Abstract Model simulations indicate an acceleration of the Brewer‐Dobson circulation (BDC) in the past with a direct impact on the exchange of air masses between the troposphere and the stratosphere. However, most observational data sets do not confirm the model results. Bönisch et al. (2011) and Ray et al. (2010) indicate a strengthening of the BDC in its shallow branch and a weakening in its deep branch. In contrast, balloon‐borne measurements and Michelson Interferometer for Passive Atmospheric Sounding satellite observations show no significant acceleration of the BDC at Northern Hemisphere (NH) midlatitudes.

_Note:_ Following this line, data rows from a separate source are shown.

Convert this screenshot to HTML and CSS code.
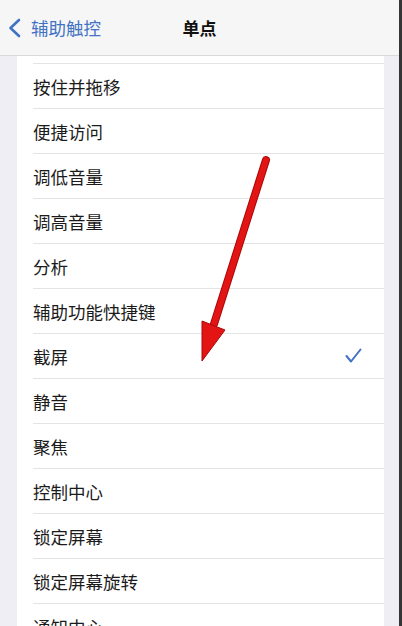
FILE: index.html
```html
<!DOCTYPE html>
<html lang="zh-CN">
<head>
    <meta charset="UTF-8">
    <meta name="viewport" content="width=device-width, initial-scale=1.0">
    <title>单点</title>
    <link rel="stylesheet" href="styles.css">
</head>
<body>
    <div class="screen">
        <div class="phone">
            <header class="nav">
                <div class="nav-back">
                    <svg class="chevron" width="13" height="20" viewBox="0 0 13 20">
                        <polyline points="11,2 2.5,10 11,18" fill="none" stroke="currentColor" stroke-width="2.6" stroke-linecap="round" stroke-linejoin="round"/>
                    </svg>
                    <span>辅助触控</span>
                </div>
                <div class="nav-title">单点</div>
            </header>

            <div class="group">
                <ul class="list">
                    <li class="row row-cut"><div class="row-inner"></div></li>
                    <li class="row"><div class="row-inner"><span>按住并拖移</span></div></li>
                    <li class="row"><div class="row-inner"><span>便捷访问</span></div></li>
                    <li class="row"><div class="row-inner"><span>调低音量</span></div></li>
                    <li class="row"><div class="row-inner"><span>调高音量</span></div></li>
                    <li class="row"><div class="row-inner"><span>分析</span></div></li>
                    <li class="row"><div class="row-inner"><span>辅助功能快捷键</span></div></li>
                    <li class="row">
                        <div class="row-inner">
                            <span>截屏</span>
                            <svg class="check" width="17" height="16" viewBox="0 0 17 16">
                                <polyline points="1.5,8 6,13.5 15.5,1.5" fill="none" stroke="currentColor" stroke-width="2" stroke-linecap="round" stroke-linejoin="round"/>
                            </svg>
                        </div>
                    </li>
                    <li class="row"><div class="row-inner"><span>静音</span></div></li>
                    <li class="row"><div class="row-inner"><span>聚焦</span></div></li>
                    <li class="row"><div class="row-inner"><span>控制中心</span></div></li>
                    <li class="row"><div class="row-inner"><span>锁定屏幕</span></div></li>
                    <li class="row"><div class="row-inner"><span>锁定屏幕旋转</span></div></li>
                    <li class="row"><div class="row-inner"><span>通知中心</span></div></li>
                </ul>
            </div>

            <!-- red annotation arrow drawn over the list -->
            <svg class="arrow" width="399" height="626" viewBox="0 0 399 626">
                <line x1="266" y1="160" x2="214" y2="324" stroke="#a80808" stroke-width="8" stroke-linecap="round"/>
                <line x1="266" y1="160" x2="214" y2="324" stroke="#e31414" stroke-width="6" stroke-linecap="round"/>
                <polygon points="202,321 225,330 202,361" fill="#e31414" stroke="#a80808" stroke-width="1" stroke-linejoin="round"/>
            </svg>
        </div>
        <div class="edge"></div>
    </div>
</body>
</html>
```

FILE: styles.css
```css
body {
    margin: 0;
    padding: 0;
    overflow: hidden;
    font-family: "Noto Sans CJK SC", "Noto Sans", sans-serif;
    color: #1b1b1b;
}

.screen {
    display: flex;
    height: 626px;
    overflow: hidden;
}

.phone {
    position: relative;
    flex: 1;
    background: #efeef4;
    overflow: hidden;
}

.edge {
    width: 3px;
    background: #353535;
}

.nav {
    position: relative;
    height: 55px;
    background: #f6f6f6;
    border-bottom: 1px solid #dadada;
    display: flex;
    align-items: center;
}

.nav-back {
    display: flex;
    align-items: center;
    gap: 10px;
    padding-left: 8px;
    color: #4272c4;
    font-size: 17.5px;
}

.chevron {
    display: block;
}

.nav-title {
    position: absolute;
    left: 0;
    right: 0;
    top: 0;
    bottom: 0;
    display: flex;
    align-items: center;
    justify-content: center;
    font-size: 17px;
    font-weight: 700;
    color: #111;
    pointer-events: none;
}

.group {
    padding: 0 15px 0 17px;
}

.list {
    list-style: none;
    margin: 0;
    padding: 0;
    background: #fff;
}

.row {
    padding-left: 16px;
}

.row-inner {
    height: 44px;
    border-bottom: 1px solid #e4e4e7;
    display: flex;
    align-items: center;
    justify-content: space-between;
    padding-right: 22px;
    font-size: 17.5px;
}

.row-cut .row-inner {
    height: 7px;
}

.check {
    display: block;
    color: #4272c4;
}

.arrow {
    position: absolute;
    left: 0;
    top: 0;
    pointer-events: none;
}
```
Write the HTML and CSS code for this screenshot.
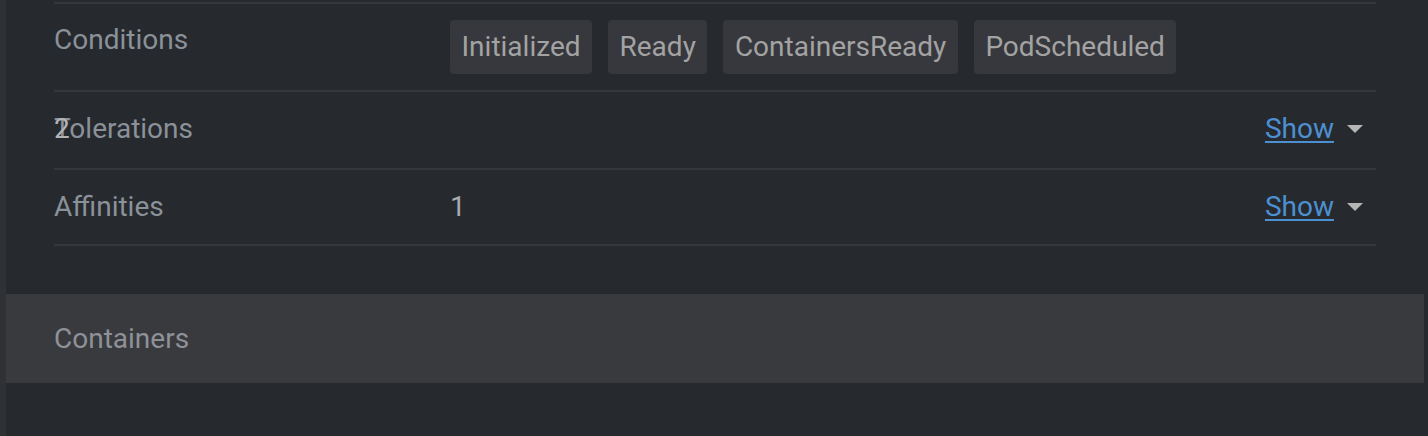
FILE: index.html
```
<!DOCTYPE html>
<html lang="en">
<head>
    <meta charset="UTF-8">
    <meta name="viewport" content="width=device-width, initial-scale=1.0">
    <link rel="stylesheet" href="styles.css">
    <title>Pod</title>
</head>
<body>
    <div class="painel">
        <section class="detalhes">
            <!-- Condicoes -->
            <div class="linha">
                <div class="rotulo">Conditions</div>
                <div class="chips">
                    <span class="chip">Initialized</span>
                    <span class="chip">Ready</span>
                    <span class="chip">ContainersReady</span>
                    <span class="chip">PodScheduled</span>
                </div>
            </div>
            <!-- Tolerations -->
            <div class="linha">
                <div class="rotulo"><span class="contador">2</span>Tolerations</div>
                <div class="valor"></div>
                <button class="mostrar">Show <span class="seta"></span></button>
            </div>
            <!-- Affinities -->
            <div class="linha">
                <div class="rotulo">Affinities</div>
                <div class="valor">1</div>
                <button class="mostrar">Show <span class="seta"></span></button>
            </div>
        </section>

        <div class="faixa">Containers</div>
    </div>
</body>
</html>
```

FILE: styles.css
```
body {
    margin: 0;
    padding: 0;
    background: #26292e;
    font-family: 'Roboto', 'Liberation Sans', sans-serif;
    font-size: 28px;
    min-height: 436px;
}

.painel {
    width: 1418px;
    min-height: 436px;
    border-left: 6px solid #303135;
    padding-top: 2px;
}

.detalhes {
    margin: 0 48px;
    border-top: 2px solid #34373c;
}

.linha {
    display: flex;
    align-items: flex-start;
    padding: 16px 0;
    border-bottom: 2px solid #34373c;
}

.linha:last-child {
    padding-bottom: 14px;
}

.rotulo {
    position: relative;
    width: 396px;
    flex-shrink: 0;
    line-height: 42px;
    padding-bottom: 2px;
    color: #8b9199;
}

.linha:first-child .rotulo {
    line-height: 40px;
}

.contador {
    position: absolute;
    left: 0;
    top: 0;
    color: #b3b3b3;
}

.valor {
    flex: 1;
    line-height: 42px;
    color: #a9abae;
}

.chips {
    display: flex;
    gap: 16px;
}

.chip {
    background: #37383d;
    color: #a3a3a3;
    height: 54px;
    line-height: 53px;
    padding: 0 11.5px;
    border-radius: 4px;
}

.mostrar {
    display: flex;
    align-items: center;
    gap: 13px;
    background: none;
    border: none;
    padding: 0 13px 0 0;
    margin-top: -2px;
    height: 44px;
    font-family: inherit;
    font-size: 28px;
    color: #4d90d2;
    text-decoration: underline;
    text-decoration-thickness: 2px;
    text-underline-offset: 3px;
    cursor: pointer;
}

.seta {
    width: 0;
    height: 0;
    border-left: 8px solid transparent;
    border-right: 8px solid transparent;
    border-top: 8px solid #b5b5b5;
    margin-top: 2px;
}

.faixa {
    margin-top: 48px;
    background: #393a3e;
    height: 89px;
    line-height: 89px;
    padding: 0 48px;
    color: #8e9198;
}
```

In our study, the change of the BDC in the recent past is analyzed from simulations with the chemistry‐climate model ECHAM/MESSy Atmospheric Chemistry. As the sign of change considerably depends on the underlying forcings, namely, changes in concentrations of greenhouse gases (GHGs) and ozone‐depleting substances (ODSs), as well as their interactions, we separate their contributions by using sensitivity simulations. The changes in tropical upward mass flux indicate a strengthening of the BDC between 1960 and 2000 in NH winter season in the lower and a weakening in the upper stratosphere with a change in sign at 10 hPa. While the lower stratospheric increase of about 2%/decade is caused by equal contributions from rising GHGs and ODSs, rising ODS concentrations counteract the GHG effect in the middle and upper stratosphere with a total decrease of about 0.5%/decade. Changes in mean age of air show a decrease of about 0.13 yr/decade in the lower and middle stratosphere and a slight increase in the Arctic upper stratosphere and lower mesosphere, which is induced by interactions between the forcings.